Nel vasto e complesso panorama della pandemia da COVID-19, l’arrivo della variante Omicron ha rappresentato un punto di svolta critico, mettendo alla prova le misure di protezione individuale, in particolare l’efficacia delle mascherine. Un’analisi dettagliata condotta dalla Norwich Medical School dell’Università dell’East Anglia, pubblicata sulla rinomata rivista Plos One, ha fornito un quadro approfondito sul ruolo di queste misure nella lotta contro l’ultima evoluzione del virus.
L’inefficacia delle mascherine
Guidati dal professor Paul Hunter, un team di ricercatori ha esaminato una vasta gamma di fattori correlati alla trasmissione del virus, dalla frequenza dei viaggi alle dinamiche familiari, dalle situazioni lavorative ai contatti intergenerazionali. I risultati, resi pubblici in questo studio esaustivo, hanno rivelato un cambiamento significativo nel ruolo delle mascherine nel contesto della diffusione della variante Omicron.
Prima dell’avvento di Omicron, l’uso costante delle mascherine era considerato uno dei pilastri della prevenzione, dimostrando di ridurre notevolmente il rischio di infezione. Tuttavia, da metà febbraio 2022 in poi, il panorama è cambiato radicalmente. Secondo le conclusioni dello studio, la probabilità di contrarre il virus per coloro che non indossavano mascherine sembrava essere comparabile a quella di coloro che le utilizzavano, mettendo in discussione l’efficacia di questa misura di protezione.
Il professor Hunter ha sottolineato che la variante Omicron ha dimostrato una maggiore capacità di infettare le cellule del tratto respiratorio superiore, rendendo le mascherine meno efficaci nel prevenire la trasmissione del virus. Questa scoperta ha richiesto una seria riflessione sulle strategie di prevenzione e sull’adattamento delle stesse di fronte all’evoluzione della pandemia.
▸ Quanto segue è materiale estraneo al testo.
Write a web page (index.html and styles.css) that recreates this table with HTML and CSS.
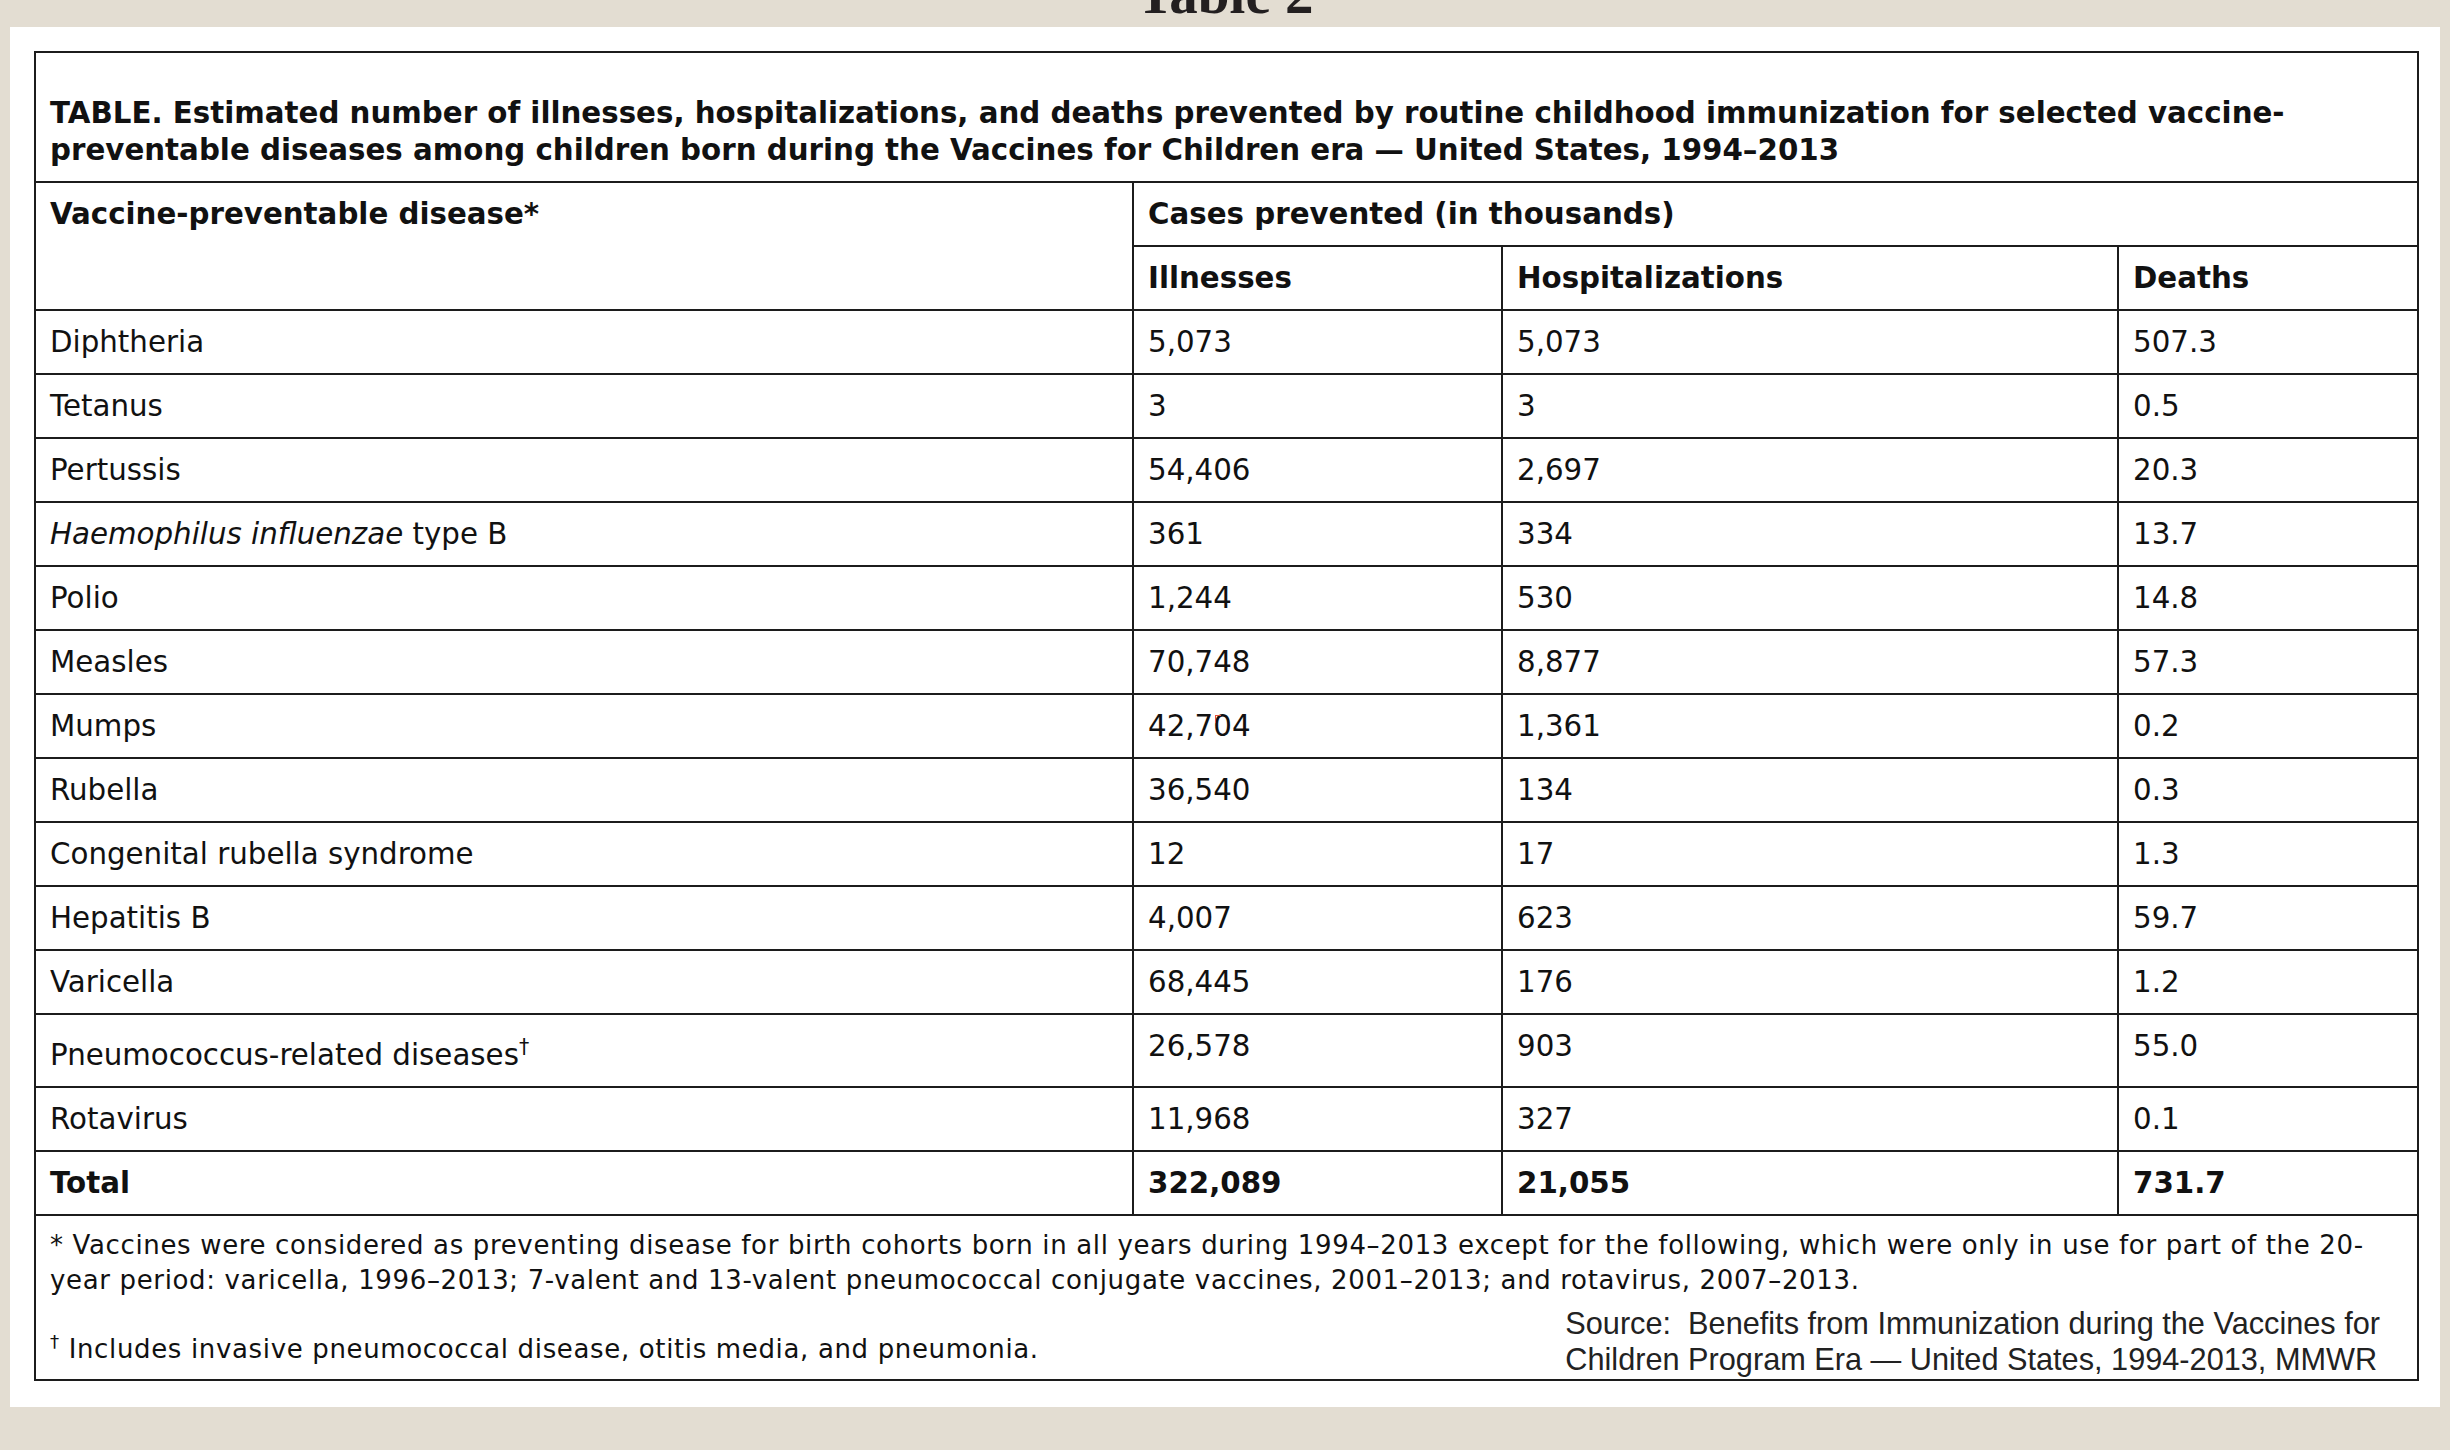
FILE: index.html
```html
<!DOCTYPE html>
<html>
<head>
	<meta http-equiv="Content-Type" content="text/html; charset=utf-8">
	<link rel="stylesheet" href="styles.css">
</head>
<body>
	<h1 class="page-title">Table 2</h1>
	<div class="sheet">
		<table class="vfc">
			<colgroup>
				<col class="w-name">
				<col class="w-ill">
				<col class="w-hosp">
				<col class="w-death">
			</colgroup>
			<thead>
				<tr>
					<th colspan="4" class="caption">TABLE. Estimated number of illnesses, hospitalizations, and deaths prevented by routine childhood immunization for selected vaccine-<br>preventable diseases among children born during the Vaccines for Children era &mdash; United States, 1994&ndash;2013</th>
				</tr>
				<tr>
					<th rowspan="2">Vaccine-preventable disease*</th>
					<th colspan="3">Cases prevented (in thousands)</th>
				</tr>
				<tr>
					<th>Illnesses</th>
					<th>Hospitalizations</th>
					<th>Deaths</th>
				</tr>
			</thead>
			<tbody>
				<tr><td>Diphtheria</td><td>5,073</td><td>5,073</td><td>507.3</td></tr>
				<tr><td>Tetanus</td><td>3</td><td>3</td><td>0.5</td></tr>
				<tr><td>Pertussis</td><td>54,406</td><td>2,697</td><td>20.3</td></tr>
				<tr><td><i>Haemophilus influenzae</i> type B</td><td>361</td><td>334</td><td>13.7</td></tr>
				<tr><td>Polio</td><td>1,244</td><td>530</td><td>14.8</td></tr>
				<tr><td>Measles</td><td>70,748</td><td>8,877</td><td>57.3</td></tr>
				<tr><td>Mumps</td><td>42,7<span class="mark">0</span>4</td><td>1,361</td><td>0.2</td></tr>
				<tr><td>Rubella</td><td>36,540</td><td>134</td><td>0.3</td></tr>
				<tr><td>Congenital rubella syndrome</td><td>12</td><td>17</td><td>1.3</td></tr>
				<tr><td>Hepatitis B</td><td>4,007</td><td>623</td><td>59.7</td></tr>
				<tr><td>Varicella</td><td>68,445</td><td>176</td><td>1.2</td></tr>
				<tr class="pneumo"><td>Pneumococcus-related diseases<sup>&dagger;</sup></td><td>26,578</td><td>903</td><td>55.0</td></tr>
				<tr><td>Rotavirus</td><td>11,968</td><td>327</td><td>0.1</td></tr>
				<tr class="total"><td>Total</td><td>322,089</td><td>21,055</td><td>731.7</td></tr>
			</tbody>
			<tfoot>
				<tr>
					<td colspan="4" class="notes">
						<p class="note">* Vaccines were considered as preventing disease for birth cohorts born in all years during 1994&ndash;2013 except for the following, which were only in use for part of the 20-<br>year period: varicella, 1996&ndash;2013; 7-valent and 13-valent pneumococcal conjugate vaccines, 2001&ndash;2013; and rotavirus, 2007&ndash;2013.</p>
						<div class="note-foot">
							<p class="note dagger"><sup>&dagger;</sup> Includes invasive pneumococcal disease, otitis media, and pneumonia.</p>
							<p class="source">Source:&nbsp; Benefits from Immunization during the Vaccines for<br>Children Program Era &mdash; United States, 1994-2013, MMWR</p>
						</div>
					</td>
				</tr>
			</tfoot>
		</table>
	</div>
</body>
</html>
```

FILE: styles.css
```css
*{margin:0;padding:0;}
body{
	background:#e3ddd2;
	font-family:"DejaVu Sans",Verdana,sans-serif;
	color:#111;
}
.page-title{
	margin:-35px 0 5px;
	height:57px;
	line-height:57px;
	text-align:center;
	font-family:"Liberation Serif","Times New Roman",serif;
	font-size:57px;
	font-weight:bold;
	color:#231f20;
}
.sheet{
	margin:0 10px;
	width:2430px;
	height:1380px;
	box-sizing:border-box;
	padding:24px 23px 0 24px;
	background:#fff;
}
.vfc{
	width:2383px;
	table-layout:fixed;
	border-collapse:collapse;
	font-size:29.3px;
	line-height:37px;
}
.w-name{width:1098px;}
.w-ill{width:369px;}
.w-hosp{width:616px;}
.w-death{width:300px;}

.vfc th,.vfc td{
	border:2px solid #1c1c1c;
	padding:13px 13px 12px 14px;
	text-align:left;
	vertical-align:top;
	white-space:nowrap;
}
.vfc th{font-weight:bold;}
.vfc th.caption{
	padding-top:42px;
	padding-bottom:12px;
}
.vfc sup{
	font-size:70%;
	line-height:0;
	vertical-align:super;
}
.pneumo td:first-child{
	padding-top:22px;
}
.total td{font-weight:bold;}
.mark{
	position:relative;
}
.mark:before{
	content:"";
	position:absolute;
	left:2px;
	top:6px;
	width:5px;
	height:7px;
	border-left:1px solid #e0503c;
	border-top:1px solid #e0503c;
}

.vfc td.notes{
	padding:12px 37px 1px 14px;
}
.note{
	font-size:26px;
	letter-spacing:0.65px;
	line-height:35px;
}
.note-foot{
	display:flex;
	justify-content:space-between;
	align-items:flex-end;
	margin-top:8px;
}
.dagger{
	margin-bottom:11px;
}
.source{
	font-family:"Liberation Sans",Arial,sans-serif;
	font-size:30.7px;
	line-height:36px;
	color:#222;
}
```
Tuttavia, lo studio non si è limitato a esaminare l’efficacia delle mascherine. Ha anche evidenziato una serie di altri fattori che hanno subito significative modifiche a seguito della diffusione di Omicron. Ad esempio, famiglie numerose, tradizionalmente considerate più vulnerabili, sembravano essere meno a rischio dopo l’insorgenza della variante.
Le parole degli esperti
“Nel primo anno del Covid-19 – afferma Hunter – sono state pubblicate numerose ricerche scientifiche sull’argomento, successivamente le analisi e le indagini si sono ridotte. Sapevamo che l’utilizzo della mascherina fino a dicembre 2021 poteva ridurre significativamente il rischio di contagio, ma poi, con la diffusione di Omicron, questa abitudine non sembra aver influenzato le ondate di trasmissione”.
“Non siamo rimasti troppo sorpresi da questi risultati – commenta Julii Brainard, collega e coautrice di Hunter – le prove di laboratorio mostravano già che la variante Omicron poteva infettare meglio le cellule del tratto respiratorio superiore rispetto alle varianti precedenti. La gestione del rischio deve adattarsi allo sviluppo dell’epidemia, per prevenire le infezioni è necessario poter contare su una visione completa dei fattori più o meno rilevanti in merito alla trasmissione del virus”. I ricercatori hanno analizzato i dati disponibili dal sondaggio Covid dell’Ufficio per le statistiche nazionali (ONS) in Inghilterra, confrontando i tassi di infezione con un questionario relativo alla probabilità di ottenere un test positivo.
Allo stesso modo, altri fattori come l’etnia di appartenenza e le caratteristiche demografiche sembravano giocare un ruolo meno centrale nella trasmissione del virus rispetto al passato. Questi risultati mettono in luce la complessità e la mutevolezza della pandemia, sottolineando la necessità di adattare costantemente le strategie di prevenzione per affrontare le sfide emergenti.